This blood orange halloumi quinoa salad was full of flavor and so nutritious.
By now you’re probably sick of seeing another blood orange salad! But I’m secretly hoping that you’re not because this salad is delicious and has a different flavor profile from the last one. I had some leftover blood oranges from making a blood orange sorbet, a near expiring log of halloumi cheese, and a languishing pomegranate hidden in the back of the fridge that were begging for salvation. After a quick scan of my pantry, I found freekeh, millet, lentil, and quinoa and decided the quinoa would provide the perfect backdrop for these beautiful ingredients. This blood orange halloumi quinoa salad was a clean out the fridge kind of salad that ended up working very well.
The heroes of this salad are the blood oranges and halloumi cheese. The sweet tart flavor of the oranges was heightened by the saltiness of the halloumi. If you haven’t had halloumi, you’ll have to try it once. Halloumi cheese originated from the island of Cyprus and is made traditionally with sheep’s milk and goat’s milk. Dubbed as the “Grilling Cheese” due to its unique ability to withstand high temperature, halloumi can be grilled, broiled, or pan-fried to a delicious crispy exterior and soft gooey center. With its chewy and meaty texture, halloumi is one of my favorite cheeses to use in salad.

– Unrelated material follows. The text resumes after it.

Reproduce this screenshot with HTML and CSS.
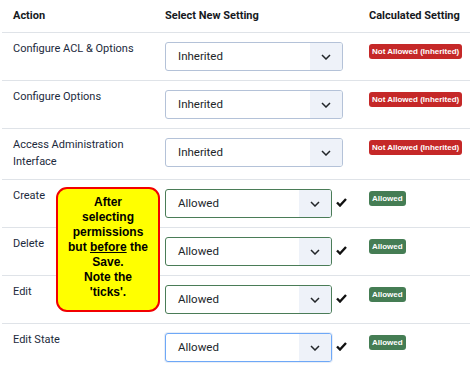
FILE: index.html
```html
<!DOCTYPE html>
<html lang="en">
<head>
  <meta charset="UTF-8"><title>Permissions</title>
  <link rel="stylesheet" href="styles.css">
</head>
<body>

  <div class="perm-table">
    <div class="row head">
      <div class="cell">Action</div>
      <div class="cell">Select New Setting</div>
      <div class="cell">Calculated Setting</div>
    </div>

    <div class="row">
      <div class="cell label">Configure ACL &amp; Options</div>
      <div class="cell"><div class="select wide"><span>Inherited</span><i class="arrow"><svg width="10" height="6" viewBox="0 0 10 6"><path d="M1 1l4 4 4-4" fill="none" stroke="#22262a" stroke-width="1.5"/></svg></i></div></div>
      <div class="cell"><span class="badge red">Not Allowed (Inherited)</span></div>
    </div>

    <div class="row">
      <div class="cell label">Configure Options</div>
      <div class="cell"><div class="select wide"><span>Inherited</span><i class="arrow"><svg width="10" height="6" viewBox="0 0 10 6"><path d="M1 1l4 4 4-4" fill="none" stroke="#22262a" stroke-width="1.5"/></svg></i></div></div>
      <div class="cell"><span class="badge red">Not Allowed (Inherited)</span></div>
    </div>

    <div class="row">
      <div class="cell label">Access Administration Interface</div>
      <div class="cell"><div class="select wide"><span>Inherited</span><i class="arrow"><svg width="10" height="6" viewBox="0 0 10 6"><path d="M1 1l4 4 4-4" fill="none" stroke="#22262a" stroke-width="1.5"/></svg></i></div></div>
      <div class="cell"><span class="badge red">Not Allowed (Inherited)</span></div>
    </div>

    <div class="row">
      <div class="cell label">Create</div>
      <div class="cell pick"><div class="select ok"><span>Allowed</span><i class="arrow"><svg width="10" height="6" viewBox="0 0 10 6"><path d="M1 1l4 4 4-4" fill="none" stroke="#22262a" stroke-width="1.5"/></svg></i></div><svg class="tick" width="11" height="9" viewBox="0 0 11 9"><path d="M1 4.5l3 3 6-6.5" fill="none" stroke="#111" stroke-width="2.4"/></svg></div>
      <div class="cell"><span class="badge green">Allowed</span></div>
    </div>

    <div class="row">
      <div class="cell label">Delete</div>
      <div class="cell pick"><div class="select ok"><span>Allowed</span><i class="arrow"><svg width="10" height="6" viewBox="0 0 10 6"><path d="M1 1l4 4 4-4" fill="none" stroke="#22262a" stroke-width="1.5"/></svg></i></div><svg class="tick" width="11" height="9" viewBox="0 0 11 9"><path d="M1 4.5l3 3 6-6.5" fill="none" stroke="#111" stroke-width="2.4"/></svg></div>
      <div class="cell"><span class="badge green">Allowed</span></div>
    </div>

    <div class="row">
      <div class="cell label">Edit</div>
      <div class="cell pick"><div class="select ok"><span>Allowed</span><i class="arrow"><svg width="10" height="6" viewBox="0 0 10 6"><path d="M1 1l4 4 4-4" fill="none" stroke="#22262a" stroke-width="1.5"/></svg></i></div><svg class="tick" width="11" height="9" viewBox="0 0 11 9"><path d="M1 4.5l3 3 6-6.5" fill="none" stroke="#111" stroke-width="2.4"/></svg></div>
      <div class="cell"><span class="badge green">Allowed</span></div>
    </div>

    <div class="row">
      <div class="cell label">Edit State</div>
      <div class="cell pick"><div class="select focus"><span>Allowed</span><i class="arrow"><svg width="10" height="6" viewBox="0 0 10 6"><path d="M1 1l4 4 4-4" fill="none" stroke="#22262a" stroke-width="1.5"/></svg></i></div><svg class="tick" width="11" height="9" viewBox="0 0 11 9"><path d="M1 4.5l3 3 6-6.5" fill="none" stroke="#111" stroke-width="2.4"/></svg></div>
      <div class="cell"><span class="badge green">Allowed</span></div>
    </div>

    <!-- callout note over the table -->
    <div class="note">After<br>selecting<br>permissions<br>but <u>before</u> the<br>Save.<br>Note the<br>'ticks'.</div>
  </div>

</body>
</html>
```

FILE: styles.css
```css
* { margin:0; padding:0; box-sizing:border-box }
body { font-family:Roboto, sans-serif; background:#fff; color:#1c2a3c; font-size:11px; overflow:hidden; }

.perm-table { position:relative; margin-left:2px; }
.row { display:grid; grid-template-columns:152px 204px 114px; border-bottom:1px solid #dfe3e8; }
.cell { padding:9px 11px; line-height:16.5px; white-space:nowrap; }
.head .cell { font-weight:bold; color:#16191d; padding:8px 11px; line-height:16px; }
.label { padding-top:8px; white-space:normal; }

.select { display:flex; height:29px; border:1px solid #b4c2d8; border-radius:3px; background:#fff; overflow:hidden; color:#22262a; }
.select span { flex:1; padding-left:12px; line-height:27px; font-size:11.5px; }
.select .arrow { width:32px; background:#eef2f9; display:flex; align-items:center; justify-content:center; }
.select.wide { width:178px; }
.select.ok { width:167px; border-color:#4a7c57; }
.select.focus { width:167px; border-color:#6ea8f7; box-shadow:0 0 0 1px #e8eef7; }

.pick { display:flex; align-items:center; gap:4px; }
.pick .tick { margin-top:-2px; }

.badge { display:inline-block; color:#fff; font-weight:bold; font-size:8px; line-height:15px; padding:0 3px; border-radius:3px; margin-top:2px; font-family:"Liberation Sans", sans-serif; }
.badge.red { background:#c52828; }
.badge.green { background:#457d54; }

.note { position:absolute; left:54px; top:187px; width:104px; height:125px; background:#ffff00; border:2px solid #f20000;
  border-radius:11px; font-family:"Liberation Sans", sans-serif; font-weight:bold; font-size:12px; line-height:15px;
  text-align:center; color:#000; padding-top:6px;
}
```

Quinoa was the perfect base for the blood oranges and halloumi given its fluffy and slightly crunchy texture. It’s an energy-rich food that adds lots of fiber and protein. To bring everything together, I made a simple olive oil citrus dressing and tossed in some mint leaves from the garden. For a clean out the fridge kind of dish, this blood orange halloumi quinoa salad was full of flavor and so nutritious.
If you want more citrus salad inspiration, check out these recipes: blood orange and roasted beet salad, burrata blood orange and fennel salad, and seared scallops grapefruit and shaved fennel salad.
Blood orange halloumi quinoa salad
- ½ cup organic quinoa
- 1 ½ cup water
- 4 slices of ¼ inch thick halloumi, more if you like
- 4 small blood oranges
- ¼ cup pomegranate seeds
- 2 tbsps mint leaves
- 3 tbsps extra virgin olive oil
- 2 tbsps freshly squeezed lemon juice
- Salt and freshly ground pepper to taste
- 2 tbsps hazelnuts, toasted
- Add the water and quinoa to a sauce pan and bring it to a boil over medium high heat. Reduce the heat and simmer for about 15 minutes until most of the water has been absorbed. Add more water if needed while cooking.
- When the quinoa is ready, the curly grain will have been released from the seed. Drain off any excess water and set aside.
- Preheat the over to 350 degrees F.
- Toast the hazelnuts on a rimmed baking sheet for 5 minutes, or until they’re golden and fragrant. Place the toasted nuts on a kitchen towel and rub them against one another to remove the skins then roughly chop the nuts.
- To cook the halloumi, place a large cast-iron pan or grill pan over high heat. Turn the heat down to medium and add one tablespoon of olive oil into the pan swirling it to coat the bottom evenly. Add the cheese slices into a single layer.
- When the underside is golden brown, about 1 minute, flip the slices and cook on the other side for another minute until golden brown. Remove the cheese slices and place them on a prep plate.
- Cut a slice off the top and bottom of each orange so they have a flat bottom to sit on. Use a sharp knife to cut the peel and remove as much of the pith from the oranges as you can. Slice the oranges into ¼ inch rounds and use the tip of your knife to pick out any seeds. Set the cut orange slices aside on a prep plate.
- To make the dressing, in a small bowl, whisk together the remaining olive oil and lemon juice. Season with salt and pepper to taste. Keep in mind that the halloumi will be salty so you don’t need to add as much salt.
- When ready to serve, divide the quinoa between two plates. Add the blood orange slices and halloumi slices. Top with pomegranate seeds, chopped hazelnuts, and mint leaves and drizzle the dressing over the salad.